Laminitis can be the end product or a by-product of a variety of infections. The severity of occurrence can also vary with circumstances.
When a mare foals, make very sure that the placenta is fully removed post birth. An incompletely ejected placenta can stimulate internal acid reactions and the activation of endotoxins that could kick off bouts of laminitis.
Laminitis can be the result of putting a horse through sustained strenuous work on terrain that is too harsh, especially if the horse is totally unused to such terrain.
Hormonal effects are also major causes of laminitis, though the exact working of these factors has not been fully understood yet. What is known is “broodmares” seem to have a strong tendency towards retarding symptoms that accompany the initial onset of laminitis, while mares in regular cycle show symptoms in a more pronounced manner.

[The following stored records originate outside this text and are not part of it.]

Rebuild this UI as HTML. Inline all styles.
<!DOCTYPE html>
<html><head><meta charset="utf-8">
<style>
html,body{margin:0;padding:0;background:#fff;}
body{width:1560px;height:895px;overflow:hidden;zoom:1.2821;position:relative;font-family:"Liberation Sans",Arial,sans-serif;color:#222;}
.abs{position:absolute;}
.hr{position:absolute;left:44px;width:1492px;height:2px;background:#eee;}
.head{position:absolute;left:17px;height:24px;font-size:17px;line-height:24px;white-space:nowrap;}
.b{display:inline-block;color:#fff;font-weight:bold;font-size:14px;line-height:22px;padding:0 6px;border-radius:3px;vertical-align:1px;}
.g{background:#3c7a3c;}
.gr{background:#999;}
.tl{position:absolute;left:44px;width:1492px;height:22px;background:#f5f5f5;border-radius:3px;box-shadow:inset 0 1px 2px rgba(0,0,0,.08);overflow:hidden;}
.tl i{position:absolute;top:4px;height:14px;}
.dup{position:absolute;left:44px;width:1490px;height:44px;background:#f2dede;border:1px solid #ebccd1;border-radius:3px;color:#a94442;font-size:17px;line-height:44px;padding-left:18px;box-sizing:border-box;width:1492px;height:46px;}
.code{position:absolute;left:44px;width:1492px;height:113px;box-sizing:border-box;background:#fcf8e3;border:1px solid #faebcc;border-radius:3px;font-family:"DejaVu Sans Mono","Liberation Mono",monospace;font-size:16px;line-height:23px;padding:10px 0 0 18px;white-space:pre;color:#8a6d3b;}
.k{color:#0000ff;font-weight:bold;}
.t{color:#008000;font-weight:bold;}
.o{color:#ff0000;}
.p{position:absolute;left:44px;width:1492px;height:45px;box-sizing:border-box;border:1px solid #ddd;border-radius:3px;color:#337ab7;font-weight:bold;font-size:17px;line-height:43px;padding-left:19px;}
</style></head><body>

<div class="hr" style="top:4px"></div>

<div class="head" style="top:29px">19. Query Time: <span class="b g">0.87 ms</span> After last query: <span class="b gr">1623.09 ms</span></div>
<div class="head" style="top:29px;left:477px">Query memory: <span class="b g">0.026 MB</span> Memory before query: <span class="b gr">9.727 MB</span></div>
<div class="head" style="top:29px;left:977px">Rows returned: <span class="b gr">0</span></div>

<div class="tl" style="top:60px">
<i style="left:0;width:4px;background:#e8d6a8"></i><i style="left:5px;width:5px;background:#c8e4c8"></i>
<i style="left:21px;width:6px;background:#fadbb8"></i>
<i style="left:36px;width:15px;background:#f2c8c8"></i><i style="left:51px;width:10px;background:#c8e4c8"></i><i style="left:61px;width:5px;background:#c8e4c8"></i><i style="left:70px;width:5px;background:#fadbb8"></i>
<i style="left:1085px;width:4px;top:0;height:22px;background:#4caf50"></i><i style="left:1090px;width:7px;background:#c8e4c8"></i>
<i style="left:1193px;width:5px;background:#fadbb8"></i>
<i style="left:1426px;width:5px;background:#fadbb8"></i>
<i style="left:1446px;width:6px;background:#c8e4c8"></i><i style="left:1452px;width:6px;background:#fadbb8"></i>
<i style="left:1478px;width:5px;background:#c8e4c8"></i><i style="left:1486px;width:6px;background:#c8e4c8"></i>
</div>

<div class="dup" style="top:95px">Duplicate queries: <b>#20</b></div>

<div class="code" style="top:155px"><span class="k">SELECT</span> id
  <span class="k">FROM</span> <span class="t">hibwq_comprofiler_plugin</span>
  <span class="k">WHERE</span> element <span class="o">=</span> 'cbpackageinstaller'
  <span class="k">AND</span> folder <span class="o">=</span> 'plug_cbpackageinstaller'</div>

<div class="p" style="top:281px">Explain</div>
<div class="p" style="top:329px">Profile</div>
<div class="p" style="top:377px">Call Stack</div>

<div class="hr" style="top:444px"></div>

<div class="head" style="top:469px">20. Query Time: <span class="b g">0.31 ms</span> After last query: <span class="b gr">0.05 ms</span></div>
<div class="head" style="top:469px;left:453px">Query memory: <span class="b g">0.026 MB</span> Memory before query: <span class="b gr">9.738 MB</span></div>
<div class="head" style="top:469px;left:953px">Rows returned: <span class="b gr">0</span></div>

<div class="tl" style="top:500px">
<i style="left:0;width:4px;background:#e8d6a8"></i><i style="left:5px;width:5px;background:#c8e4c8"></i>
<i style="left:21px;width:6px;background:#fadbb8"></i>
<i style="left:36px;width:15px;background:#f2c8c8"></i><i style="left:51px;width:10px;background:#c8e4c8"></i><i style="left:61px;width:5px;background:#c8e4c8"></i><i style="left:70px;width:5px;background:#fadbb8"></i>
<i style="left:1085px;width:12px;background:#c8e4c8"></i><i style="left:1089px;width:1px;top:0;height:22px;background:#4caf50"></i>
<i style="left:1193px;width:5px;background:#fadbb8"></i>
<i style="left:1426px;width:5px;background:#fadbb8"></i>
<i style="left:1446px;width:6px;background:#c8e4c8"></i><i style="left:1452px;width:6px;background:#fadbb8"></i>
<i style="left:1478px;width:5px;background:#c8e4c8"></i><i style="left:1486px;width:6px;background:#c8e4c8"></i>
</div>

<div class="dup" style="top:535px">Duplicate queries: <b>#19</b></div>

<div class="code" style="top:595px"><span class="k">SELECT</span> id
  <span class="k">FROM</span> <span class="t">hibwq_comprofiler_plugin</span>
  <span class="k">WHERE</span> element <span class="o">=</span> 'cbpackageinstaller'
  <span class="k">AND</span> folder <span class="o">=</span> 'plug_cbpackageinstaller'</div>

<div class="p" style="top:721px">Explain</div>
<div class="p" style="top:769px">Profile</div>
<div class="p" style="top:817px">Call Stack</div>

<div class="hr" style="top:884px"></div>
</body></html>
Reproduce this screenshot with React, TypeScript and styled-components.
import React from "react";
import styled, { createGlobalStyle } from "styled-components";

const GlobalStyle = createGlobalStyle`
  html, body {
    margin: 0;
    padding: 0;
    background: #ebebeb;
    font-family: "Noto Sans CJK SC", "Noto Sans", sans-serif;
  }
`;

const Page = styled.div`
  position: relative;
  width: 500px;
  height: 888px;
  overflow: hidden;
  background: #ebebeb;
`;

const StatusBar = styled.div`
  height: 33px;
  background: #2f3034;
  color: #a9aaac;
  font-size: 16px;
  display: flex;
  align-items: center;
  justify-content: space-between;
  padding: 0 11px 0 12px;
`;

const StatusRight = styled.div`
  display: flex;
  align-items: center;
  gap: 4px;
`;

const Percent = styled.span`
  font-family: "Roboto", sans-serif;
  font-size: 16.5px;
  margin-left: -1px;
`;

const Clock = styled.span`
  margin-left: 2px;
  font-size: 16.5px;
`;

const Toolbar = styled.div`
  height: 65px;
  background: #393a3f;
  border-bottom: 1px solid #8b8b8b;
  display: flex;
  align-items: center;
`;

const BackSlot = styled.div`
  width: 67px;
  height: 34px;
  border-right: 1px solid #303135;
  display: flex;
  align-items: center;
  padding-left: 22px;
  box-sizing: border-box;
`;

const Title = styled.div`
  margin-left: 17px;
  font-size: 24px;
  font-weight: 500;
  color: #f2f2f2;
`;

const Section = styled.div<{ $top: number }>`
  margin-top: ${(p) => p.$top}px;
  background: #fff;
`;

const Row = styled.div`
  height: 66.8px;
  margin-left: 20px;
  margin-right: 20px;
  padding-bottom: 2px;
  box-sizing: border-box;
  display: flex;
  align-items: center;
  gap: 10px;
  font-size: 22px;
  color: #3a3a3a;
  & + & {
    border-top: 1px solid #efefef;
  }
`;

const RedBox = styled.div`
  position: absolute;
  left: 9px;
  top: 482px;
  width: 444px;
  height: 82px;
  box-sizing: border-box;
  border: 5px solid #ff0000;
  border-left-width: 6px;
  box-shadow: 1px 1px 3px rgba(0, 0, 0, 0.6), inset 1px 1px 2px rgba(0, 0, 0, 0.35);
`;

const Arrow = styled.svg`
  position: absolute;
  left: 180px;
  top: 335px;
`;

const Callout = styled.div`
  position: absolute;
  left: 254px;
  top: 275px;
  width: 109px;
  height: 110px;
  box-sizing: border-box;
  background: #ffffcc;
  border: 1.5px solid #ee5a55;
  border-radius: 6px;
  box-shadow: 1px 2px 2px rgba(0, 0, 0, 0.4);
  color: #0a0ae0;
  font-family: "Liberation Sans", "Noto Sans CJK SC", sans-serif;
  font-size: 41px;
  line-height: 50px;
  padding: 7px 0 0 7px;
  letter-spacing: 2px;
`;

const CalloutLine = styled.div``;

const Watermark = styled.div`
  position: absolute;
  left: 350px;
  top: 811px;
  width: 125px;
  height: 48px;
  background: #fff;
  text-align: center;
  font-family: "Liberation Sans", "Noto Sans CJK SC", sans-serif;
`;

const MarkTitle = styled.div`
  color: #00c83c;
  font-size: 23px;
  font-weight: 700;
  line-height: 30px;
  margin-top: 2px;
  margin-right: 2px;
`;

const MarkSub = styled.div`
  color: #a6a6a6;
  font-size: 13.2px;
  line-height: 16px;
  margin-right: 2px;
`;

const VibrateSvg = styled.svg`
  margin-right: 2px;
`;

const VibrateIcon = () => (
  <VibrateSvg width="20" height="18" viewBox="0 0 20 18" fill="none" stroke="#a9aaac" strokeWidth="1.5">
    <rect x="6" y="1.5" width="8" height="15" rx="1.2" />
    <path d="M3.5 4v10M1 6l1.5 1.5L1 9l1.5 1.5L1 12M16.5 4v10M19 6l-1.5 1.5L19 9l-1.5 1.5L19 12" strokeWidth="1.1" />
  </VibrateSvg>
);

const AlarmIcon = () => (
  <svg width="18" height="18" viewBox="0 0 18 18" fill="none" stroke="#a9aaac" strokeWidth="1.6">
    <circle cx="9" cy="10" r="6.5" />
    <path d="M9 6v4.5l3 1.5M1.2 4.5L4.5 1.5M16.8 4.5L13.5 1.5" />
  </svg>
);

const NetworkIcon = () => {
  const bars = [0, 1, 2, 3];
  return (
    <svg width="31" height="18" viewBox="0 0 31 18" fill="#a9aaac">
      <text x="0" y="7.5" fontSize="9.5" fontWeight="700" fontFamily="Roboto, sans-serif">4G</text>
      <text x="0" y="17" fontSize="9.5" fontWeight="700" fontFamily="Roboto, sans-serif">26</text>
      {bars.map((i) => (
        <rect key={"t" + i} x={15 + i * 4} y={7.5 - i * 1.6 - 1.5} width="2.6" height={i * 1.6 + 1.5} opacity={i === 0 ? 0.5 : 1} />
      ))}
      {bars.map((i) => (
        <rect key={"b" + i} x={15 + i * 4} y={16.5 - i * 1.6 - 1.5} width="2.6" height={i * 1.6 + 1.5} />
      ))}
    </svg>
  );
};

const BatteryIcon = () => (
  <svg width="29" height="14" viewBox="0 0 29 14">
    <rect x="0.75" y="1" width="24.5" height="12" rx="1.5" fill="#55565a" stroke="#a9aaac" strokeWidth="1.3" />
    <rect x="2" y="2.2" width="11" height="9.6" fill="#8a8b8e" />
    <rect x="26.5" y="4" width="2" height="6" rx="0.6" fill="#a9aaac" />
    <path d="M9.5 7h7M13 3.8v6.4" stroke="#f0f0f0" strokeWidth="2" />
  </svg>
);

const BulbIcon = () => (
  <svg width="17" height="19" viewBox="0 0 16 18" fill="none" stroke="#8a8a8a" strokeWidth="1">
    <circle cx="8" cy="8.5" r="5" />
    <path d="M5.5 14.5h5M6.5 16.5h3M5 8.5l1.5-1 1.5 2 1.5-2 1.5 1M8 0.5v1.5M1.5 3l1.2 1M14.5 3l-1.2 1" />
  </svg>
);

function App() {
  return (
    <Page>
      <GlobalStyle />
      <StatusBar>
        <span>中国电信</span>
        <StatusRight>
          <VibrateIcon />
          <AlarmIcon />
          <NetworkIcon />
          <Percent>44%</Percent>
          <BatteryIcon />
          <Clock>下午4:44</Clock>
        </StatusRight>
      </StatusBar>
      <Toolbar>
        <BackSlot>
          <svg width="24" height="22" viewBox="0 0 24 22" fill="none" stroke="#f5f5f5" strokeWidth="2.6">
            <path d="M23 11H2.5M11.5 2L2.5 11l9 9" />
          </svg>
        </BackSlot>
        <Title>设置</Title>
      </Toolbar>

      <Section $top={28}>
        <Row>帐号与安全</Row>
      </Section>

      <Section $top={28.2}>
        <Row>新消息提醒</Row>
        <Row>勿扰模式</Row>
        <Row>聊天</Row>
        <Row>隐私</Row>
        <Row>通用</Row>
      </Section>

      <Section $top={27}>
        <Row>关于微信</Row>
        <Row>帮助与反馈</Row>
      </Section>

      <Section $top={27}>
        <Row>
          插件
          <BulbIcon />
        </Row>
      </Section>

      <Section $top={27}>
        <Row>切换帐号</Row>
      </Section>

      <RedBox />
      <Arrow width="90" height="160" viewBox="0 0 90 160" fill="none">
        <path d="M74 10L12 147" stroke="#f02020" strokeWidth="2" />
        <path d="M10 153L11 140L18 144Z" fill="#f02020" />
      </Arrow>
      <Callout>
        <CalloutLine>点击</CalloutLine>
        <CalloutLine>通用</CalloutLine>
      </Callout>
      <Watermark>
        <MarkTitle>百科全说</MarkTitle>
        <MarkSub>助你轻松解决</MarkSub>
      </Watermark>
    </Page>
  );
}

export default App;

Viral reaction factors can arise because of abnormally high body temperatures which then lead to onset of laminitis. In such cases, symptoms of laminitis seem to manifest themselves about two or three weeks after the viral condition prevailed. This kind of situation leaves ridges, also known as “fever rings”, on the walls of the hoof. Fever rings are a kind of easily readable tale that can give the observer a reasonable idea of the history of basic health of the horse.
Horses that have received cortisone in high amounts, or in small amounts but over extended periods of time, are very susceptible to laminitis.